While evaluating the student for special education services, the district documented that the student was reported to have “average or near average abilities in the areas of basic reading, reading fluency, reading comprehension, math calculation, math reasoning, oral expression and listening comprehension” but “apparent deficits in written expression.” It also noted that the student “displayed a tendency toward inattentiveness to a significant degree across all settings” and found that the student met eligibility criteria for IDEA services as a student with an SLD in the area of written expression.

A draft IEP was prepared and an ARD meeting was held. At the meeting, the ARD committee formalized its determination that the student was eligible for special education services. However, the parents declined to agree with the IEP and informed the district that they had retained a parent advocate to attend a second ARD with them.

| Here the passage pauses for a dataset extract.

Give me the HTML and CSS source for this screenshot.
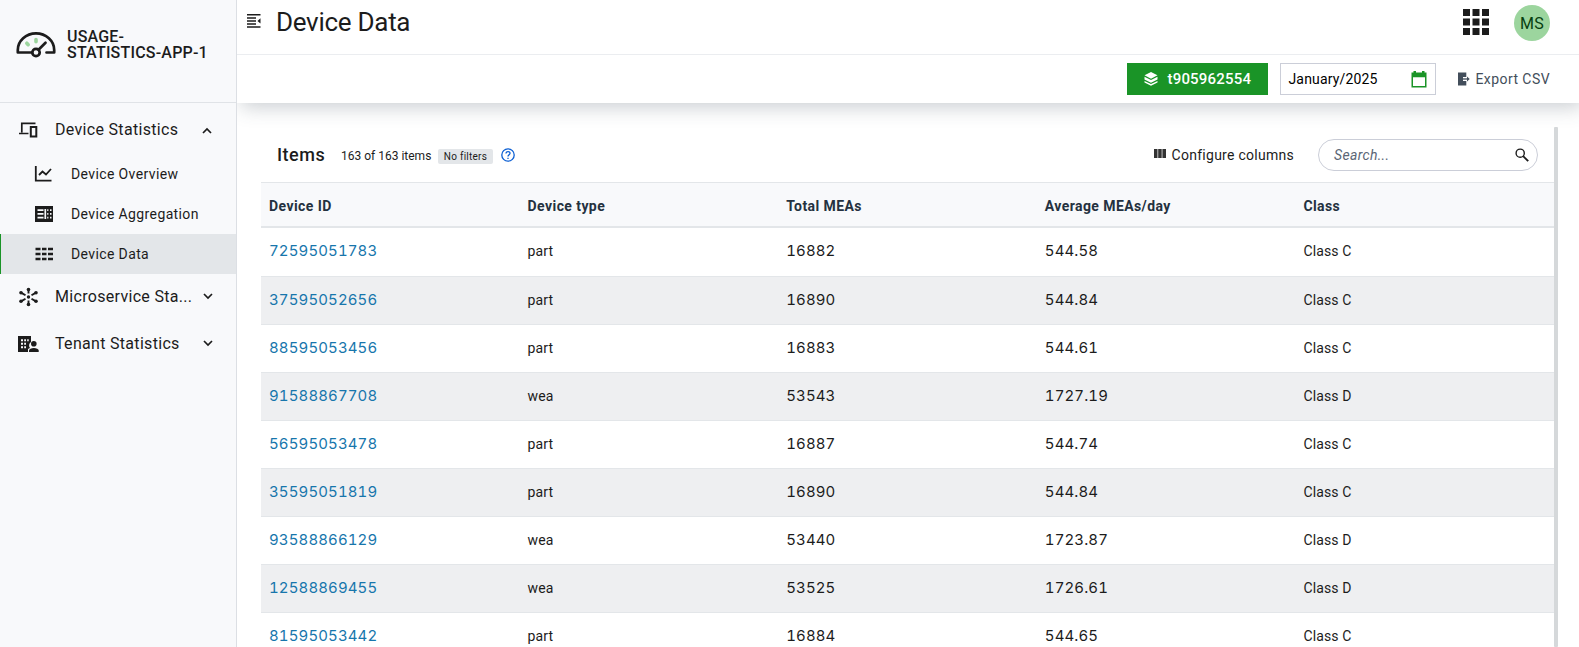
FILE: index.html
```html
<!DOCTYPE html>
<html lang="en">
<head>
<meta charset="utf-8">
<title>Device Data</title>
<link rel="stylesheet" href="styles.css">
</head>
<body>
<div class="app">
  <aside class="sidebar">
    <div class="brand">
      <svg class="brand-logo" width="40" height="26" viewBox="0 0 40 26" fill="none">
        <path d="M16 20.500H1.800V18a18.200 16.600 0 0 1 36.400 0v2.500H30.500" stroke="#1c1c1c" stroke-width="2.700" stroke-linejoin="round" stroke-linecap="round"/>
        <path d="M22.500 17.800l7-7" stroke="#1c1c1c" stroke-width="2.700" stroke-linecap="round"/>
        <circle cx="20" cy="20.500" r="3.700" stroke="#1c1c1c" stroke-width="2.700"/>
        <path d="M20 7.500v2.200M10.800 11.200l1.400 1.500" stroke="#9cd59e" stroke-width="3.600" stroke-linecap="round"/>
      </svg>
      <div class="brand-name">USAGE-<br>STATISTICS-APP-1</div>
    </div>
    <nav class="nav">
      <div class="nav-group open">
        <svg class="nav-icon" width="20" height="20" viewBox="0 0 20 20" fill="none" stroke="#1c1c1c" stroke-width="1.700"><path d="M3.300 12.500V3.300H17M0.500 13.500H10"/><path d="M12.300 7h5.500v9.400h-5.500z" stroke-width="2"/></svg>
        <span class="nav-label">Device Statistics</span>
        <svg class="chev" width="10" height="7" viewBox="0 0 10 7" fill="none" stroke="#1c1c1c" stroke-width="1.700"><path d="M1 6l4-4 4 4"/></svg>
      </div>
      <div class="nav-item">
        <svg width="20" height="18" viewBox="0 0 20 18" fill="none" stroke="#1c1c1c" stroke-width="1.800"><path d="M1.800 1v14.700h15.700M5 10l3.500-3.500 3.500 3 5-5.500"/></svg>
        <span>Device Overview</span>
      </div>
      <div class="nav-item">
        <svg width="20" height="18" viewBox="0 0 20 18"><path fill="#1c1c1c" d="M1 1h18v16H1z"/><path d="M3.500 5.200h6M3.500 8.900h6M3.500 12.600h6M13.200 5.200h1.200M16 5.200h1.500M13.200 8.900h1.200M16 8.900h1.500M13.200 12.600h1.200M16 12.600h1.500M11.300 4v10" stroke="#f8f9fb" stroke-width="1.700"/></svg>
        <span>Device Aggregation</span>
      </div>
      <div class="nav-item active">
        <svg width="20" height="14" viewBox="0 0 20 14" fill="#1c1c1c"><path d="M1.500.700h5v2.600h-5zM8 .700h4.500v2.600H8zM14 .700h5v2.600h-5zM1.500 5.700h5v2.600h-5zM8 5.700h4.500v2.600H8zM14 5.700h5v2.600h-5zM1.500 10.700h5v2.600h-5zM8 10.700h4.500v2.600H8zM14 10.700h5v2.600h-5z"/></svg>
        <span>Device Data</span>
      </div>
      <div class="nav-group short">
        <svg class="nav-icon" width="20" height="20" viewBox="0 0 20 20" fill="#1c1c1c" stroke="#1c1c1c"><path stroke-width="1.900" fill="none" d="M10 2v4.500M10 13.500V18M2.500 5.600l4.500 2.700M17.500 5.600L13 8.300M2.500 14.400L7 11.700M17.500 14.400L13 11.700"/><g stroke="none"><circle cx="10" cy="10" r="1.700"/><circle cx="10" cy="2.500" r="1.800"/><circle cx="10" cy="17.500" r="1.800"/><circle cx="2.500" cy="5.700" r="1.800"/><circle cx="17.500" cy="5.700" r="1.800"/><circle cx="2.500" cy="14.300" r="1.800"/><circle cx="17.500" cy="14.300" r="1.800"/></g></svg>
        <span class="nav-label">Microservice Sta...</span>
        <svg class="chev" width="10" height="7" viewBox="0 0 10 7" fill="none" stroke="#1c1c1c" stroke-width="1.700"><path d="M1 1l4 4 4-4"/></svg>
      </div>
      <div class="nav-group">
        <svg class="nav-icon" width="21" height="18" viewBox="0 0 21 18"><path fill="#1c1c1c" d="M0 1h13v6a4 4 0 0 0-1 6l-2 1v3H0z"/><path d="M3 5.200h2M6.200 5.200h1.800M9.200 5.200h1.500M3 8.700h2M6.200 8.700h1.800M3 12.200h2M6.200 12.200h1.800" stroke="#f8f9fb" stroke-width="1.900"/><circle cx="15.800" cy="8.700" r="2.800" fill="#1c1c1c"/><path fill="#1c1c1c" d="M11 17v-1.500c0-3.500 9.700-3.500 9.700 0V17z"/></svg>
        <span class="nav-label">Tenant Statistics</span>
        <svg class="chev" width="10" height="7" viewBox="0 0 10 7" fill="none" stroke="#1c1c1c" stroke-width="1.700"><path d="M1 1l4 4 4-4"/></svg>
      </div>
    </nav>
  </aside>
  <main class="main">
    <header class="header">
      <svg class="collapse" width="14" height="14" viewBox="0 0 14 14"><path d="M0 .800h13.500M0 3.900h9M0 7h9M0 10h9M0 13h13.500" stroke="#1c1c1c" stroke-width="1.500"/><path d="M13.500 4.300v5.200L10.500 6.900z" fill="#1c1c1c"/></svg>
      <h1 class="title">Device Data</h1>
      <svg class="apps" width="26" height="26" viewBox="0 0 26 26" fill="#1c1c1c"><path d="M0 0h7v7H0zM9.500 0h7v7h-7zM19 0h7v7h-7zM0 9.500h7v7H0zM9.500 9.500h7v7h-7zM19 9.500h7v7h-7zM0 19h7v7H0zM9.500 19h7v7h-7zM19 19h7v7h-7z"/></svg>
      <div class="avatar">MS</div>
    </header>
    <div class="toolbar">
      <button class="tenant">
        <svg width="14" height="14" viewBox="0 0 14 14" fill="#fff"><path d="M7 0l6.500 3.300L7 6.700.500 3.300zM.500 4.700L7 8l6.500-3.300v2.800L7 10.800.500 7.500zM.500 8.900L7 12.100l6.500-3.200v1.700L7 13.800.500 10.600z"/></svg>
        <span>t905962554</span>
      </button>
      <div class="date"><span>January/2025</span>
        <svg width="16" height="17" viewBox="0 0 16 17" fill="#1a9427"><path fill-rule="evenodd" d="M2.500 0H5v1.500h6V0h2.500v1.500h2V16.500H.500V1.500h2zM2 6.200V15h12V6.200z"/></svg>
      </div>
      <div class="export">
        <svg width="12" height="14" viewBox="0 0 12 14"><path fill="#434e5b" d="M0 .500h8.300V5H5v4h3.300v4.500H0z"/><path d="M4.500 7h5.500" stroke="#434e5b" stroke-width="1.300"/><path fill="#434e5b" d="M9 4.500L11.700 7 9 9.500z"/></svg>
        <span>Export CSV</span>
      </div>
    </div>
    <section class="content">
      <div class="panel">
        <div class="panel-head">
          <h2 class="items">Items</h2>
          <span class="count">163 of 163 items</span>
          <span class="badge">No filters</span>
          <svg class="help" width="14" height="14" viewBox="0 0 14 14" fill="none" stroke="#0b5fd3" stroke-width="1.300"><circle cx="7" cy="7" r="6.200"/><path d="M5 5.600C5 2.800 9.200 3 9 5.500c-.1 1.200-2 1.400-2 3M7 9.700v1.400"/></svg>
          <div class="configure">
            <svg width="12" height="9" viewBox="0 0 12 9" fill="#333"><path d="M0 0h3.500v9H0zM4.200 0h3.500v9H4.200zM8.400 0H12v9H8.400z"/></svg>
            <span>Configure columns</span>
          </div>
          <div class="search"><span>Search...</span>
            <svg width="14" height="14" viewBox="0 0 14 14" fill="none" stroke="#1c1c1c"><circle cx="5.200" cy="5.200" r="4.100" stroke-width="1.400"/><path d="M8.200 8.200l5 5" stroke-width="1.900"/></svg>
          </div>
        </div>
        <div class="row head"><span>Device ID</span><span>Device type</span><span>Total MEAs</span><span>Average MEAs/day</span><span>Class</span></div>
        <div class="row first"><a>72595051783</a><span>part</span><span class="num">16882</span><span class="num">544.58</span><span>Class C</span></div>
        <div class="row alt"><a>37595052656</a><span>part</span><span class="num">16890</span><span class="num">544.84</span><span>Class C</span></div>
        <div class="row"><a>88595053456</a><span>part</span><span class="num">16883</span><span class="num">544.61</span><span>Class C</span></div>
        <div class="row alt"><a>91588867708</a><span>wea</span><span class="num">53543</span><span class="num">1727.19</span><span>Class D</span></div>
        <div class="row"><a>56595053478</a><span>part</span><span class="num">16887</span><span class="num">544.74</span><span>Class C</span></div>
        <div class="row alt"><a>35595051819</a><span>part</span><span class="num">16890</span><span class="num">544.84</span><span>Class C</span></div>
        <div class="row"><a>93588866129</a><span>wea</span><span class="num">53440</span><span class="num">1723.87</span><span>Class D</span></div>
        <div class="row alt"><a>12588869455</a><span>wea</span><span class="num">53525</span><span class="num">1726.61</span><span>Class D</span></div>
        <div class="row"><a>81595053442</a><span>part</span><span class="num">16884</span><span class="num">544.65</span><span>Class C</span></div>
      </div>
      <div class="scrollbar"></div>
    </section>
  </main>
</div>
</body>
</html>
```
FILE: styles.css
```css
* { box-sizing: border-box; }
body { margin: 0; font-family: Roboto, "Liberation Sans", sans-serif; font-size: 14px; color: #1c1c1c; background: #fff; }
svg { flex: none; display: block; }
.app { display: flex; width: 1579px; height: 647px; overflow: hidden; }
.sidebar { width: 237px; flex: none; background: #f8f9fb; border-right: 1px solid #dcdfe4; }
.brand { height: 103px; border-bottom: 1px solid #e0e3e7; display: flex; align-items: flex-start; padding: 28px 0 0 16px; }
.brand-logo { margin-top: 4px; }
.brand-name { margin-left: 11px; padding-top: 1px; font-size: 16px; line-height: 16px; font-weight: 500; letter-spacing: .2px; white-space: nowrap; }
.nav { padding-top: 3px; }
.nav-group { height: 47px; display: flex; align-items: center; padding: 0 23px 0 18px; font-size: 16px; letter-spacing: .31px; white-space: nowrap; }
.nav-group.open { height: 48px; padding-bottom: 1px; }
.nav-group.open .chev { margin: 1px 1px 0 0; }
.nav-group.short { height: 46px; padding-bottom: 1px; }
.nav-icon { width: 21px; }
.nav-label { margin-left: 16px; flex: 1; }
.nav-item { height: 40px; display: flex; align-items: center; gap: 17px; padding-left: 34px; letter-spacing: .38px; white-space: nowrap; }
.nav-item.active { background: #e3e6e9; border-left: 1px solid #1a9427; padding-left: 33px; }
.main { flex: 1; min-width: 0; display: flex; flex-direction: column; }
.header { height: 55px; flex: none; border-bottom: 1px solid #ebedf0; display: flex; align-items: flex-start; padding: 0 29px 0 10px; }
.collapse { margin-top: 14px; }
.title { margin: 6px auto 0 15px; font-size: 26px; line-height: 32px; font-weight: 400; letter-spacing: -.28px; white-space: nowrap; }
.apps { margin: 9px 25px 0 0; }
.avatar { width: 36px; height: 36px; margin-top: 5px; border-radius: 50%; background: #9cd59e; color: #073f10; font-size: 16px; line-height: 37px; text-align: center; letter-spacing: .2px; }
.toolbar { height: 48px; flex: none; display: flex; align-items: flex-start; justify-content: flex-end; padding: 8px 29px 0 0; box-shadow: 4px 4px 20px rgba(60, 75, 90, .28); clip-path: inset(0 0 -30px 0); background: #fff; z-index: 1; }
.tenant { width: 141px; height: 32px; border: 0; background: #1a9427; color: #fff; font: 500 15px Roboto, sans-serif; letter-spacing: .2px; display: flex; align-items: center; padding: 0 0 0 17px; gap: 9px; }
.date { margin-left: 12px; width: 156px; height: 32px; border: 1px solid #cbced8; display: flex; align-items: center; justify-content: space-between; padding: 0 8px 0 7px; letter-spacing: .16px; color: #000; }
.export { margin-left: 22px; height: 32px; display: flex; align-items: center; gap: 5px; color: #434e5b; letter-spacing: .43px; white-space: nowrap; }
.content { flex: 1; min-height: 0; display: flex; padding: 24px 0 0 24px; }
.panel { width: 1293px; }
.panel-head { height: 55px; display: flex; align-items: center; padding: 0 16px; white-space: nowrap; }
.items { margin: 0; width: 49px; font-size: 18px; font-weight: 500; letter-spacing: .5px; }
.count { margin: 2px 0 0 15px; width: 90px; font-size: 12px; }
.badge { margin: 3px 0 0 7px; width: 55px; height: 15px; border-radius: 2px; background: #e3e6e9; font-size: 10px; line-height: 15px; letter-spacing: .25px; text-align: center; }
.help { margin-left: 8px; }
.configure { margin-left: auto; display: flex; align-items: center; gap: 6px; letter-spacing: .27px; }
.configure svg { margin-top: -2px; }
.search { margin-left: 24px; width: 220px; height: 32px; border: 1px solid #cbced8; border-radius: 16px; display: flex; align-items: center; justify-content: space-between; padding: 0 8px 0 15px; font-style: italic; letter-spacing: .33px; color: #5b6675; }
.row { height: 48px; display: grid; grid-template-columns: repeat(5, 1fr); align-items: center; padding-bottom: 2px; border-bottom: 1px solid #e3e6e9; letter-spacing: .15px; }
.row > * { margin-left: 8px; justify-self: start; white-space: nowrap; }
.row.first { height: 49px; padding-bottom: 3px; }
.row.alt { background: #eeeff1; }
.row.head { height: 46px; padding: 2px 0 0; border-top: 1px solid #e3e6e9; border-bottom-width: 2px; background: #f8f9fb; font-weight: 700; letter-spacing: .42px; color: #243140; }
.row a { color: #1776ac; }
.row a, .row .num { font-family: Inter, Roboto, sans-serif; font-size: 15px; font-variant-numeric: tabular-nums; letter-spacing: .12px; }
.scrollbar { width: 4px; background: #d5d8da; border-radius: 1px; }
```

Sometime between the first ARD meeting and the second, district staff held a “staffing” at which the district’s outside counsel was present. The parents were not invited. The district informed the parents at the second ARD meeting that the student was not eligible for special education services. The student finished fourth grade with only 504 accommodations, earning all A’s and B’s, with no discipline referrals.

The parents requested a due process hearing, alleging that the district had “coached” the teachers to a finding of no eligibility at the “staffing.” Following a hearing, the special education hearing officer ruled that the student was eligible for special education services, finding a “shocking difference” in the opinions expressed by teachers and district staff at the first ARD meeting as compared with the second. The parents filed suit against the school district in district court to recover attorneys’ fees, and the school district filed a counterclaim, challenging the decision that the student was eligible for services. The district court ruled in favor of the parents and the school district appealed.

The only issue considered by the court of appeals was whether the student needed special education services. In conducting that analysis, the court noted that it must assess eligibility using the information available to the ARD committee at the time of its decision, without the benefit of hindsight. Therefore, whether or not the student succeeded without an eligibility determination was irrelevant.

It then noted that, at the time, the district formalized the eligibility decision based on the input of a dyslexia specialist, an occupational therapist, an educational diagnostician, an assistant principal, a special education teacher, two general education teachers and a licensed specialist in student psychology. Twelve days later, after a private meeting, the district reversed itself based on no new meaningful information.

The court of appeals affirmed the judgment of the district court and found that the student was eligible for special education services.